### [The task]
Copy out every line of the records where the string "Tailwind" occurs.

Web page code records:
====

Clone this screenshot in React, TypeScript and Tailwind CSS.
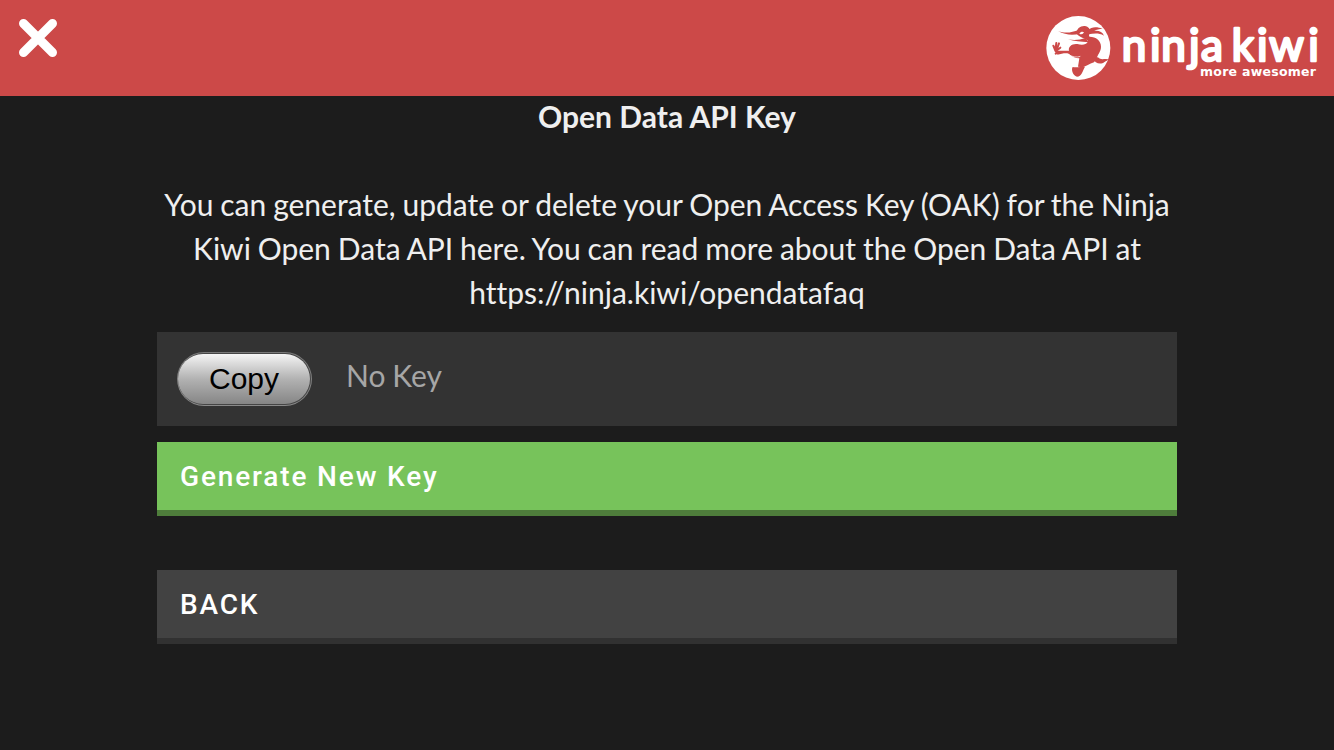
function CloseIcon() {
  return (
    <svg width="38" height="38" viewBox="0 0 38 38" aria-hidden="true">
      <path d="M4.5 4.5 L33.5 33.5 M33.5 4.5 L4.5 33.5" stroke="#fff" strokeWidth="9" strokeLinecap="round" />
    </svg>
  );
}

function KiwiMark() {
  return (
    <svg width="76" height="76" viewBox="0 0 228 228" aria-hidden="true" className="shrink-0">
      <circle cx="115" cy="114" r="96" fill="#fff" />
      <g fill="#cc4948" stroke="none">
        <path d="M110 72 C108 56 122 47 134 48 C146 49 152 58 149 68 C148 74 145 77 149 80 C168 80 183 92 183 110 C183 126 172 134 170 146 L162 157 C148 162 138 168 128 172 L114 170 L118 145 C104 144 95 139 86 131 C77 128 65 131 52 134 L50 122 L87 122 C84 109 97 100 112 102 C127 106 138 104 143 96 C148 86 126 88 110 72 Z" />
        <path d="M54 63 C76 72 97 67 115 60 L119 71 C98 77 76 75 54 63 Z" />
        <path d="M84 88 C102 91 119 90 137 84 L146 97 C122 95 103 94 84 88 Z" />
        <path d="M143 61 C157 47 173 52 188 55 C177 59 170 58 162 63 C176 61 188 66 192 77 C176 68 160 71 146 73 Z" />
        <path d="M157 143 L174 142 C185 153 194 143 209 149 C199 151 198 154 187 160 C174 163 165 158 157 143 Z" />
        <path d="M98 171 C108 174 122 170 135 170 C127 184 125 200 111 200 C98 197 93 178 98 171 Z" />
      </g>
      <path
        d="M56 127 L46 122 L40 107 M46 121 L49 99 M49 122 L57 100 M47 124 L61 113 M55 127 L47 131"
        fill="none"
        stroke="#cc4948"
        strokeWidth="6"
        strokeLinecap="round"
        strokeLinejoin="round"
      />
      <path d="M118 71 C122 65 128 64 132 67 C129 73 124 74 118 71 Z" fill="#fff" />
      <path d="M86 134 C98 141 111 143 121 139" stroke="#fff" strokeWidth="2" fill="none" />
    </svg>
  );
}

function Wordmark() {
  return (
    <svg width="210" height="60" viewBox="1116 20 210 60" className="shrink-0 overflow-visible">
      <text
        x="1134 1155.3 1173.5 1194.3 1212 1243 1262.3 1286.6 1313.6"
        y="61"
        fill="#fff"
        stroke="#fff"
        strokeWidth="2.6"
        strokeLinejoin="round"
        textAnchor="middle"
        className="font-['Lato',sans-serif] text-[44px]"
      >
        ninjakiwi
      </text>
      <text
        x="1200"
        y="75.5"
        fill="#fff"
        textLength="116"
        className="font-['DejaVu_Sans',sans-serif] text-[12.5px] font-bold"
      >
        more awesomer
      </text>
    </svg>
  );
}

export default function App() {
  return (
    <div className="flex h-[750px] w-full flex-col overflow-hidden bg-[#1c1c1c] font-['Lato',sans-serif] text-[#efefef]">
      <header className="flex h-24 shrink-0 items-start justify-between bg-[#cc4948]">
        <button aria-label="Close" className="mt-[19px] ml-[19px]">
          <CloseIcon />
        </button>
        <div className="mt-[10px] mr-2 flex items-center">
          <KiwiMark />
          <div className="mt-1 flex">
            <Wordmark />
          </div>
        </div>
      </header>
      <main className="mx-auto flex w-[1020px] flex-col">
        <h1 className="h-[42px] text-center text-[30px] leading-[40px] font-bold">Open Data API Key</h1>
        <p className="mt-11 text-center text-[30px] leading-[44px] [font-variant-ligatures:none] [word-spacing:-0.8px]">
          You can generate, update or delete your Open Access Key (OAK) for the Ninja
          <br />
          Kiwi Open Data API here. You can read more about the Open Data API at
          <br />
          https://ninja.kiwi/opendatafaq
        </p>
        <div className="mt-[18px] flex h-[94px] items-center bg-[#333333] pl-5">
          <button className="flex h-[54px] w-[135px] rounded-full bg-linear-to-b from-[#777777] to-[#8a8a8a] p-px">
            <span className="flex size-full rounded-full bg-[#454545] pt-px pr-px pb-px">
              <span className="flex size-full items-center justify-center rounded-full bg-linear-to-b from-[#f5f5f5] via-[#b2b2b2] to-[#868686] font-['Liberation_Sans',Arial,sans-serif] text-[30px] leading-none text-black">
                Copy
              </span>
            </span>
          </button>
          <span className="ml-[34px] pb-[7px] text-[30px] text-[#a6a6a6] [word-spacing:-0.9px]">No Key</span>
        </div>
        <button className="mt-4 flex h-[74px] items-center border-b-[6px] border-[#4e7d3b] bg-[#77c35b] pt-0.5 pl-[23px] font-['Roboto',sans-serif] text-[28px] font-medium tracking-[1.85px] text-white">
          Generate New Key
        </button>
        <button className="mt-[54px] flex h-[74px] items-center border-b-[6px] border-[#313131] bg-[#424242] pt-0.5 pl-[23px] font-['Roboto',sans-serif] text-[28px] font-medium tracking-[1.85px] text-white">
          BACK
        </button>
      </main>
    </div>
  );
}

====

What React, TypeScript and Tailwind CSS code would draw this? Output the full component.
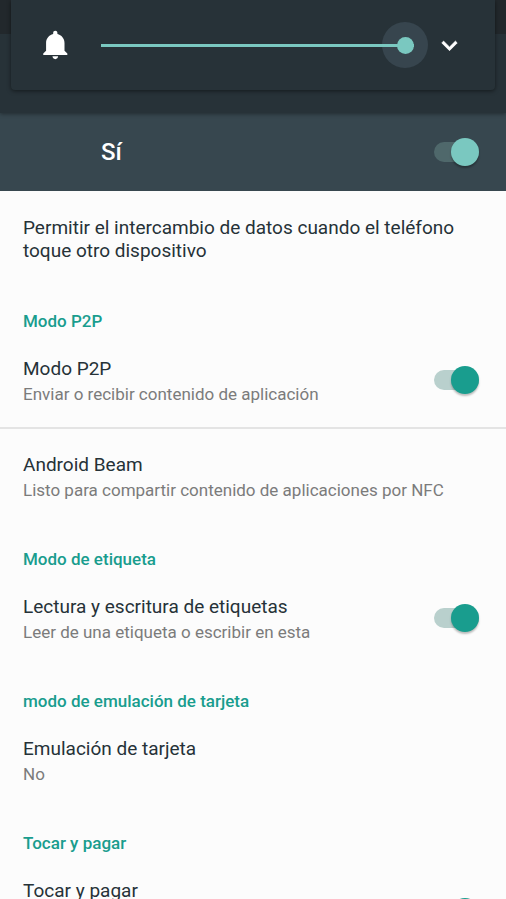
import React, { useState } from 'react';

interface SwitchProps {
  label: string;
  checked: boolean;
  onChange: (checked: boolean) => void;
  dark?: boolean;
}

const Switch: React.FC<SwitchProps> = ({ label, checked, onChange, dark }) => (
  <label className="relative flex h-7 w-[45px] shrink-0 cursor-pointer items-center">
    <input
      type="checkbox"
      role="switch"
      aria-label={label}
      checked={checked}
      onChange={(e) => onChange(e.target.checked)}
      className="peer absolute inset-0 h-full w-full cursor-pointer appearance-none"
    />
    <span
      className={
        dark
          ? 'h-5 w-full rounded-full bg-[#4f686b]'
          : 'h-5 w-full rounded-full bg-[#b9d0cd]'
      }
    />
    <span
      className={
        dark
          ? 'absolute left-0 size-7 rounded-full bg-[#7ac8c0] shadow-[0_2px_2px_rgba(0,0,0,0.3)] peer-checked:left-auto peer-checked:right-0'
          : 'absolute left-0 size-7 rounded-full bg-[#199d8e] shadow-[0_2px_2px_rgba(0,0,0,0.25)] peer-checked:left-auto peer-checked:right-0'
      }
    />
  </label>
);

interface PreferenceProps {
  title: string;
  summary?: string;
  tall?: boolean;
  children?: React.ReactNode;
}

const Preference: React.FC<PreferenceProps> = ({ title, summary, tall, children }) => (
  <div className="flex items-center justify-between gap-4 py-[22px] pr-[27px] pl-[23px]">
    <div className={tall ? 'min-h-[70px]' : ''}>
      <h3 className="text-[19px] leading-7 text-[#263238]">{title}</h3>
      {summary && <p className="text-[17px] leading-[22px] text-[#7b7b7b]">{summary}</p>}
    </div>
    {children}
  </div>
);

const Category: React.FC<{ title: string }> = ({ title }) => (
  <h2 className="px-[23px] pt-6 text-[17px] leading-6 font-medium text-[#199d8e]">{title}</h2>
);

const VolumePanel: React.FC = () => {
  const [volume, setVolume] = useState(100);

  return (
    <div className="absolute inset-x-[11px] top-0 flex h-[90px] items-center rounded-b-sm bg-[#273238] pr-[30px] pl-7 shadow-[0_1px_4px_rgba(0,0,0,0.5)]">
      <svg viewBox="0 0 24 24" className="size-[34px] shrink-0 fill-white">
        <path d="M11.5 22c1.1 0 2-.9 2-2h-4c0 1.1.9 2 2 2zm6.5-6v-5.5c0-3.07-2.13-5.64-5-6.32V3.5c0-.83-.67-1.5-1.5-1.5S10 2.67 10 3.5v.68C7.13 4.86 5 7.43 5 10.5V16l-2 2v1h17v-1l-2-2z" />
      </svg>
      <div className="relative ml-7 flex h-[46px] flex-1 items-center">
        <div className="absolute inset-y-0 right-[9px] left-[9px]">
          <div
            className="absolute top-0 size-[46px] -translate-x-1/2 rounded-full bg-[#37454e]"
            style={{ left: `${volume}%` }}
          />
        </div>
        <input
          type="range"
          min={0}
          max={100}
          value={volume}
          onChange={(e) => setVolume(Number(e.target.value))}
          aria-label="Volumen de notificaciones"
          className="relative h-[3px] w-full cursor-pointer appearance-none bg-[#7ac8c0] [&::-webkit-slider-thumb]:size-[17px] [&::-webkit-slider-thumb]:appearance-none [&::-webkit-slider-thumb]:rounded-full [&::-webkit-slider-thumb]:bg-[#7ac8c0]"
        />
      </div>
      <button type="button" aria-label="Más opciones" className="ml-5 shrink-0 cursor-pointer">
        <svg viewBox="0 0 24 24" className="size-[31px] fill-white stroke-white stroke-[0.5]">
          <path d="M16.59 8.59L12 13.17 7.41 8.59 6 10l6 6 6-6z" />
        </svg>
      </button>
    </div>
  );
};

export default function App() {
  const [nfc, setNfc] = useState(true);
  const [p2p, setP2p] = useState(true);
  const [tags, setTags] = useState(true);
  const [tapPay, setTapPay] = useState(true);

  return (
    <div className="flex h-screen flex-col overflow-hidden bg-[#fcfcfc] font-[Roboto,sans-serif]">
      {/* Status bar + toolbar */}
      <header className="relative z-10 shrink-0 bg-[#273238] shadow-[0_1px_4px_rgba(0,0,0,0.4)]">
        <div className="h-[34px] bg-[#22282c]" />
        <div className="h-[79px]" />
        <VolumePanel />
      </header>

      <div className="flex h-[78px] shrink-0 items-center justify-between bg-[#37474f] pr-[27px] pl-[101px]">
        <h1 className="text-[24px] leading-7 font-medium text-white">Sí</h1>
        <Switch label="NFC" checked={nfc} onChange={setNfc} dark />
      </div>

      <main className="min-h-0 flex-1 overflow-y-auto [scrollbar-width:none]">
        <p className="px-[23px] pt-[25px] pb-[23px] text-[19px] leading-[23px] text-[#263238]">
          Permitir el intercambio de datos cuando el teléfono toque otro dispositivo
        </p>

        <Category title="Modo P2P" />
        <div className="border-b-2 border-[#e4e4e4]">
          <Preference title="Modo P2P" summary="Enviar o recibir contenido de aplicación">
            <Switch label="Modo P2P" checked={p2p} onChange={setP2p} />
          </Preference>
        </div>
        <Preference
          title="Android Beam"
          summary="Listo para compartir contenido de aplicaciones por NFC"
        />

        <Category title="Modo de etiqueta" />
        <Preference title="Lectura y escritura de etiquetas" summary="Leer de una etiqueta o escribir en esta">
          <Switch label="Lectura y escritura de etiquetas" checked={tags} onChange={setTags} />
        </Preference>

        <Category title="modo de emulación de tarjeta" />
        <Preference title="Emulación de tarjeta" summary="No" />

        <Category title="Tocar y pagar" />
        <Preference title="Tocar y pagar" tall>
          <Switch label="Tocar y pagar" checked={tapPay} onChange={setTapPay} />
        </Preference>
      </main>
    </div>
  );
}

====

### [Solution to this exercise]
Clone this screenshot in React, TypeScript and Tailwind CSS.
What React, TypeScript and Tailwind CSS code would draw this? Output the full component.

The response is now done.